Federal Budget must boost legal aid

The Law Council of Australia has renewed calls for the Federal Government to address funding issues facing legal aid agencies across the country.As the 2010 Federal Budget approaches, the…

The Law Council of Australia has renewed calls for the Federal Government to address funding issues facing legal aid agencies across the country.

As the 2010 Federal Budget approaches, the chronic shortage of legal aid funding, says the Law Council, is having far reaching effects on the broader community, and the legal profession is concerned about the effects on access to justice and the wellbeing of Australian families.

"If you do not qualify for legal assistance and do not have resources to fund representation in court, then you will be expected to represent yourself, and this has an enormous impact on people's health, stress levels and family relationships," said Glenn Ferguson, Law Council president.

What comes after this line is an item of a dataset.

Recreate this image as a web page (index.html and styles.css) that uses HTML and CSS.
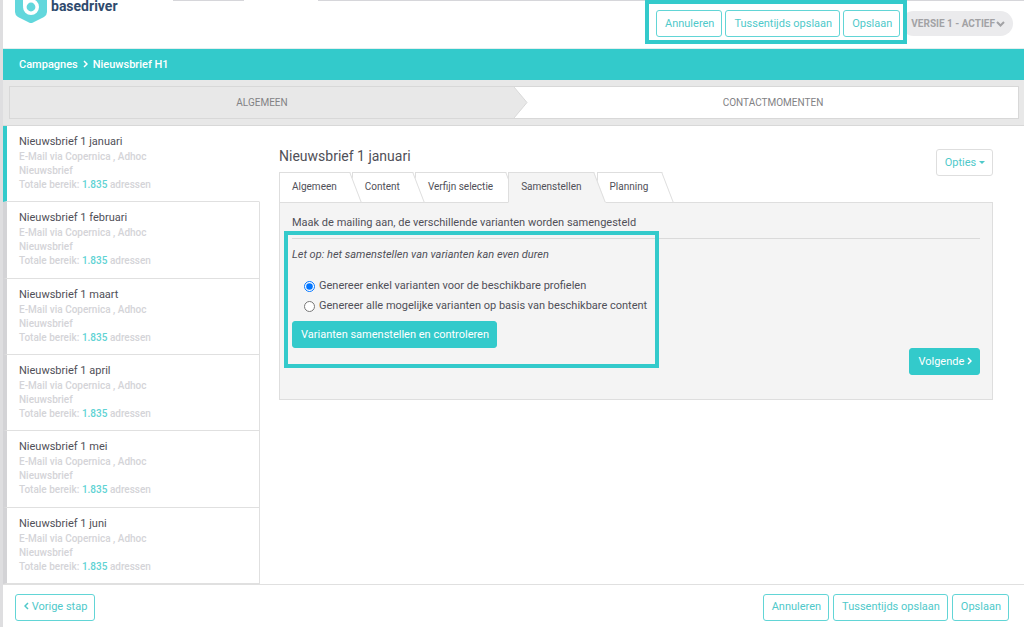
FILE: index.html
```html
<!DOCTYPE html>
<html lang="nl">
<head>
<meta charset="utf-8">
<title>Basedriver - Nieuwsbrief H1</title>
<link rel="stylesheet" href="styles.css">
</head>
<body>
<div class="app">
  <header class="header">
    <div class="stubs"><span class="stub stub-short"></span><span class="stub stub-long"></span></div>
    <div class="logo">
      <svg class="logo-mark" viewBox="0 0 32 40" aria-hidden="true">
        <path d="M3 7 16 0 29 7Q32 9 32 12V29Q32 32 29 34L18 39.400Q16 40.400 14 39.400L3 34Q0 32 0 29V12Q0 9 3 7Z" fill="#62d7dc"/>
        <path d="M10 8V23" stroke="#fff" stroke-width="4" fill="none"/>
        <circle cx="16" cy="24" r="6.200" fill="#62d7dc" stroke="#fff" stroke-width="3.600"/>
      </svg>
      <span class="logo-name">basedriver</span>
    </div>
    <div class="header-actions">
      <div class="btn-group highlighted">
        <button class="btn" type="button">Annuleren</button>
        <button class="btn" type="button">Tussentijds opslaan</button>
        <button class="btn" type="button">Opslaan</button>
      </div>
      <button class="version" type="button">VERSIE 1 - ACTIEF<svg class="chevron-down" viewBox="0 0 9 6" aria-hidden="true"><path d="M1 1 4.500 4.500 8 1"/></svg></button>
    </div>
  </header>
  <nav class="breadcrumb" aria-label="Kruimelpad">
    <a href="#">Campagnes</a>
    <svg class="chevron" viewBox="0 0 5 8" aria-hidden="true"><path d="M1 1 4 4 1 7"/></svg>
    <a href="#">Nieuwsbrief H1</a>
  </nav>
  <nav class="steps">
    <div class="steps-track">
      <a class="step step-done" href="#">ALGEMEEN</a>
      <svg class="step-arrow" viewBox="0 0 14 32" preserveAspectRatio="none" aria-hidden="true"><path d="M0 0 13 16 0 32Z" fill="#e8e8e8"/><path d="M0 0 13 16 0 32" fill="none" stroke="#d8d8d8"/></svg>
      <a class="step step-next" href="#">CONTACTMOMENTEN</a>
    </div>
  </nav>
  <div class="body">
    <aside class="moments">
      <a class="moment active" href="#"><span class="moment-title">Nieuwsbrief 1 januari</span><span class="moment-meta">E-Mail via Copernica , Adhoc<br>Nieuwsbrief<br>Totale bereik: <b>1.835</b> adressen</span></a>
      <a class="moment" href="#"><span class="moment-title">Nieuwsbrief 1 februari</span><span class="moment-meta">E-Mail via Copernica , Adhoc<br>Nieuwsbrief<br>Totale bereik: <b>1.835</b> adressen</span></a>
      <a class="moment" href="#"><span class="moment-title">Nieuwsbrief 1 maart</span><span class="moment-meta">E-Mail via Copernica , Adhoc<br>Nieuwsbrief<br>Totale bereik: <b>1.835</b> adressen</span></a>
      <a class="moment" href="#"><span class="moment-title">Nieuwsbrief 1 april</span><span class="moment-meta">E-Mail via Copernica , Adhoc<br>Nieuwsbrief<br>Totale bereik: <b>1.835</b> adressen</span></a>
      <a class="moment" href="#"><span class="moment-title">Nieuwsbrief 1 mei</span><span class="moment-meta">E-Mail via Copernica , Adhoc<br>Nieuwsbrief<br>Totale bereik: <b>1.835</b> adressen</span></a>
      <a class="moment" href="#"><span class="moment-title">Nieuwsbrief 1 juni</span><span class="moment-meta">E-Mail via Copernica , Adhoc<br>Nieuwsbrief<br>Totale bereik: <b>1.835</b> adressen</span></a>
    </aside>
    <main class="content">
      <div class="content-head">
        <div class="content-left">
          <h1 class="title">Nieuwsbrief 1 januari</h1>
          <nav class="tabs">
            <a class="tab" href="#"><span>Algemeen</span></a>
            <a class="tab" href="#"><span>Content</span></a>
            <a class="tab" href="#"><span>Verfijn selectie</span></a>
            <a class="tab active" href="#"><span>Samenstellen</span></a>
            <a class="tab" href="#"><span>Planning</span></a>
          </nav>
        </div>
        <button class="btn options" type="button">Opties <svg class="caret" viewBox="0 0 6 3" aria-hidden="true"><path d="M0 0H6L3 3Z"/></svg></button>
      </div>
      <section class="panel">
        <p class="intro">Maak de mailing aan, de verschillende varianten worden samengesteld</p>
        <form class="compose">
          <p class="note">Let op: het samenstellen van varianten kan even duren</p>
          <div class="choices">
            <label class="choice"><input type="radio" name="variant" checked>Genereer enkel varianten voor de beschikbare profielen</label>
            <label class="choice"><input type="radio" name="variant">Genereer alle mogelijke varianten op basis van beschikbare content</label>
          </div>
          <button class="btn solid" type="button">Varianten samenstellen en controleren</button>
        </form>
        <button class="btn solid next" type="button">Volgende <svg class="chevron" viewBox="0 0 5 8" aria-hidden="true"><path d="M1 1 4 4 1 7"/></svg></button>
      </section>
    </main>
  </div>
  <footer class="footer">
    <button class="btn" type="button"><svg class="chevron" viewBox="0 0 5 8" aria-hidden="true"><path d="M4 1 1 4 4 7"/></svg> Vorige stap</button>
    <div class="btn-group">
      <button class="btn" type="button">Annuleren</button>
      <button class="btn" type="button">Tussentijds opslaan</button>
      <button class="btn" type="button">Opslaan</button>
    </div>
  </footer>
</div>
</body>
</html>
```
FILE: styles.css
```css
* { box-sizing: border-box; }
body { margin: 0; font-family: Roboto, "Liberation Sans", sans-serif; font-size: 11px; color: #505058; }
a { color: inherit; text-decoration: none; }
p, h1 { margin: 0; font-weight: 400; }
button { font: inherit; cursor: pointer; }
.app { min-height: 100vh; display: flex; flex-direction: column; border-left: 3px solid #dedee0; background: #fff; }

.header { position: relative; height: 49px; padding: 0 11px 0 12px; display: flex; justify-content: space-between; overflow: hidden; border-bottom: 1px solid #e4eeee; }
.stubs { position: absolute; inset: 0 0 auto 170px; display: flex; gap: 74px; }
.stub { height: 1px; background: #d6d6da; }
.stub-short { width: 71px; }
.stub-long { flex: 1; }
.logo { display: flex; align-items: flex-end; gap: 4px; height: 23px; }
.logo-mark { width: 32px; height: 40px; flex: none; }
.logo-name { font-size: 14px; line-height: 12px; font-weight: 700; color: #2f4a6d; padding-bottom: 11px; }
.header-actions { display: flex; align-items: flex-start; z-index: 1; }
.btn-group { display: flex; gap: 4px; }
.highlighted { gap: 3px; padding: 6px 3px 3px 7px; border: 4px solid #33cacb; background: #fff; z-index: 1; }
.btn { height: 27px; padding: 0 7px 0 8px; border: 1px solid #62d5d6; border-radius: 3px; background: #fff; color: #4fc9ca; font-size: 11px; line-height: 16px; white-space: nowrap; }
.version { display: flex; align-items: center; gap: 1px; height: 25px; margin: 11px 0 0 -6px; padding: 0 8px 0 10px; border: 0; border-radius: 13px; background: #ebebed; color: #a2a2a5; font-size: 10px; font-weight: 700; white-space: nowrap; }
.chevron-down { width: 9px; height: 6px; fill: none; stroke: currentColor; stroke-width: 2; }
.chevron { width: 5px; height: 8px; fill: none; stroke: currentColor; stroke-width: 1.500; }

.breadcrumb { height: 31px; padding: 0 16px 1px; display: flex; align-items: center; gap: 5px; background: #33cacb; color: #fff; font-size: 11px; font-weight: 500; }
.steps { padding: 6px 5px 6px 6px; background: #e8e8e8; border-bottom: 1px solid #d8d8d8; }
.steps-track { height: 33px; display: flex; border: 1px solid #d8d8d8; background: #fff; }
.step { flex: 1; display: flex; align-items: center; justify-content: center; color: #828285; font-size: 10px; }
.step-done { background: #e8e8e8; }
.step-next::before { content: ""; width: 14px; }
.step-arrow { width: 14px; height: 100%; margin-right: -14px; }

.body { flex: 1; display: flex; }
.moments { width: 257px; flex: none; display: flex; flex-direction: column; }
.moment { flex: 1; padding: 8px 12px 0; border: solid #e0e0e0; border-width: 0 1px 1px 0; border-left: 4px solid #d3d3d6; }
.moment.active { border-left-color: #33cacb; border-right-color: transparent; }
.moment-title { display: block; font-size: 11px; line-height: 16px; }
.moment-meta { display: block; font-size: 10px; font-weight: 500; line-height: 14px; color: #d4d4d8; }
.moment-meta b { font-weight: 500; color: #5fd3d4; }

.content { flex: 1; padding: 20px 31px 0 19px; }
.content-head { display: flex; justify-content: space-between; align-items: flex-start; }
.title { font-size: 14px; line-height: 20px; margin-bottom: 6px; }
.options { margin-top: 3px; border-color: #dedede; }
.caret { width: 6px; height: 3px; fill: currentColor; vertical-align: middle; }
.tabs { display: flex; position: relative; z-index: 1; }
.tab { position: relative; height: 31px; padding: 0 15px 0 13px; line-height: 30px; font-size: 10px; white-space: nowrap; }
.tab span { position: relative; z-index: 1; }
.tab::before, .tab::after { content: ""; position: absolute; top: 0; bottom: 0; border: 0 solid #dedede; border-bottom-width: 1px; border-top-width: 1px; background: #fff; }
.tab::before { left: 20px; right: -10px; border-right-width: 1px; transform: skewX(21deg); transform-origin: bottom right; }
.tab::after { left: 0; right: 14px; border-left-width: 1px; }
.tab:nth-child(1) { z-index: 5; }
.tab:nth-child(2) { z-index: 4; }
.tab:nth-child(3) { z-index: 3; }
.tab:nth-child(4) { z-index: 6; }
.tab.active::before, .tab.active::after { background: #f4f4f4; border-bottom-color: #f4f4f4; }

.panel { margin-top: -1px; padding: 12px 12px 24px; display: flex; flex-direction: column; align-items: flex-start; border: 1px solid #dedede; background: #f4f4f4; }
.intro { width: 100%; padding-bottom: 7px; line-height: 16px; border-bottom: 1px solid #dadada; }
.compose { position: relative; padding-top: 8px; }
.compose::after { content: ""; position: absolute; inset: -8px -12px -20px -8px; border: 4px solid #33cacb; pointer-events: none; }
.note { font-style: italic; line-height: 16px; margin-bottom: 13px; }
.choices { padding-left: 12px; margin-bottom: 5px; }
.choice { display: flex; align-items: center; gap: 4px; line-height: 20px; }
.choice input { width: 11px; height: 11px; margin: 0; }
.solid { background: #33cacb; border-color: #33cacb; color: #fff; }
.next { align-self: flex-end; }

.footer { height: 43px; padding: 2px 15px 0 12px; display: flex; align-items: center; justify-content: space-between; border-top: 1px solid #e0e0e0; }
```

A recent PricewaterhouseCoopers report commissioned by National Legal Aid revealed that legal aid funding has decreased by 12 per cent since 1996-97.

"Like any number of professions, the law is a highly skilled and specialised area. [But] a doctor wouldn't expect someone to self diagnose, so it is unjust that individuals are being forced to represent themselves in complex legal proceedings due to lack of Government funding," said Ferguson.

According to the Law Council, it has been calling on the Federal Government to alleviate the persistent underfunding of the legal aid sector for more than ten years, to no avail.

"The Law Council urges the Federal Government to address the crucial issue of legal assistance sector funding in the up-coming Federal Budget," Ferguson said.

The Law Council is therefore calling on the Commonwealth to allocate at least $43.2 million to legal aid for the next financial year, and to make a commitment in the budget to restore the Commonwealth share of Legal Aid Commission funding from the current 32 per cent to 50 per cent over the long term, requiring an additional expenditure of $220 million.